El primer proyecto al que hago referencia es el Proyecto de Ley de Segundas Oportunidades, promovido por la Fundación Acción Interna, cuyo propósito es ofrecer mecanismos reales de resocialización a la población post-penada mediante incentivos para la generación de programas de empleo a aquellas personas que han cumplido a cabalidad las penas privativas de la libertad que les han sido impuestas. Más allá de la fantástica labor humanitaria que hace esta Fundación, este proyecto de ley responde a una lógica científica básica, y es que sin lugar a duda existe un nexo entre la criminalidad y la ausencia de oportunidades para un sector de la población. Cuando a esta ausencia de oportunidades se le suma la estigmatización de aquellos que han sido condenados, la probabilidad de reincidencia aumenta exponencialmente. No es coincidencia que las jurisdicciones con menores índices de reincidencia son aquellas en donde la pena se cumple en condiciones más humanas y, una vez se termina, existe un esfuerzo estatal para garantizar que la reincorporación a la vida productiva sea posible, y no en aquellas con las penas más largas o prisiones más duras..

El segundo proyecto es, por supuesto, la regulación de la cadena perpetua en Colombia, presentado por el Ministerio de Justicia para regular el A.L. 01 de 2020. A pesar de los esfuerzos de académicos y comisiones de expertos para evidenciar la inutilidad de la figura como mecanismo para prevenir la comisión de delitos, y las numerosísimas advertencias de que la condenacadena perpetua es completamente contraria al núcleo esencial de la Constitución Colombiana, la figura ha continuado haciendo carrera, con configuraciones cada vez más alejadas de los principios de dignidad humana y resocialización. En esta versión, el carácter de revisable de la pena, que era el único aspecto rescatable del A.L. 01 de 2020, se limita de tal forma que una persona cuya resocialización se ha comprobado por un organismo competente para ello, tiene que obligatoriamente cumplir al menos 25 años adicionales de pena privativa de la libertad, es decir, 50 años como mínimo. Olvidaron los legisladores que la retribución existe en nuestro sistema como límite máximo de la pena, y la convirtieron en el límite mínimo, deshaciendo 200 años de evolución en materia de teoría de la pena.

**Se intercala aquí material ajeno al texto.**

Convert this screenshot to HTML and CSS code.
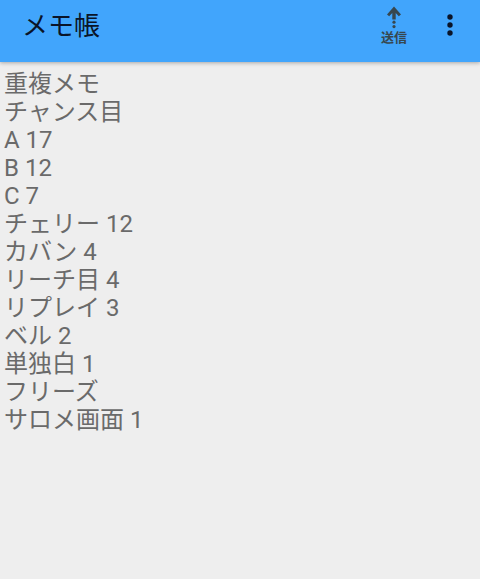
FILE: index.html
```html
<!DOCTYPE html>
<html lang="ja">
<head>
<meta charset="utf-8">
<title>メモ帳</title>
<link rel="stylesheet" href="styles.css">
</head>
<body>
<header class="bar">
  <h1 class="title">メモ帳</h1>
  <div class="send">
    <svg class="send-icon" width="16" height="24" viewBox="0 0 16 24"><path d="M1 9.4 L8 1.6 L15 9.4 L12.8 11.2 L9.7 8 V14.4 H6.3 V8 L3.2 11.2 Z" fill="#37474f"/><circle cx="8" cy="17.2" r="1.6" fill="#37474f"/><circle cx="8" cy="21.6" r="1.6" fill="#37474f"/></svg>
    <span class="send-label">送信</span>
  </div>
  <svg class="more" width="6" height="24" viewBox="0 0 6 24"><circle cx="3" cy="4" r="2.7" fill="#0a1428"/><circle cx="3" cy="12" r="2.7" fill="#0a1428"/><circle cx="3" cy="20" r="2.7" fill="#0a1428"/></svg>
</header>
<main class="memo">
  <div>重複メモ</div>
  <div>チャンス目</div>
  <div>A 17</div>
  <div>B 12</div>
  <div>C 7</div>
  <div>チェリー 12</div>
  <div>カバン 4</div>
  <div>リーチ目 4</div>
  <div>リプレイ 3</div>
  <div>ベル 2</div>
  <div>単独白 1</div>
  <div>フリーズ</div>
  <div>サロメ画面 1</div>
</main>
</body>
</html>
```
FILE: styles.css
```css
html, body { margin: 0; padding: 0; height: 100%; }
body {
  background: #eeeeee;
  font-family: Roboto, "Noto Sans CJK JP", sans-serif;
  overflow: hidden;
}
.bar {
  height: 62px;
  background: #41a5fc;
  box-shadow: 0 1px 4px rgba(0,0,0,.3);
  display: flex;
  align-items: flex-start;
  padding: 4px 27px 0 22px;
  box-sizing: border-box;
}
.title {
  margin: 0 auto 0 0;
  font-size: 26px;
  line-height: 44px;
  font-weight: 400;
  color: #0a1428;
}
.send {
  display: flex;
  flex-direction: column;
  align-items: center;
  margin-top: 1px;
  margin-right: 40px;
  color: #37474f;
}
.send-label { font-size: 13px; font-weight: 700; line-height: 14px; margin-top: 2px; }
.more { margin-top: 9px; }
.memo {
  padding: 8px 0 0 4px;
  font-size: 24px;
  line-height: 28px;
  color: #6a6a6a;
}
```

Afortunadamente, esta semana ocurrió un tercer evento importante en esta materia, y es la admisión de la demanda de constitucionalidad contra el acto legislativo mencionado. Esta decisión, que tendrá que definir de manera sustancial el concepto de dignidad humana incorporado en la Constitución, es la última oportunidad de reencausar el sistema de fines legítimos de la pena en Colombia. Desde la promulgación de la Ley 599 hace más de 20 años, el sistema de proporcionalidad de las penas se ha venido desarticulando como consecuencia de una política criminal atomizada y populista, por lo que queda en manos de la Corte Constitucional proteger este sistema de la estocada final que acabaría completamente con su racionalidad estructural.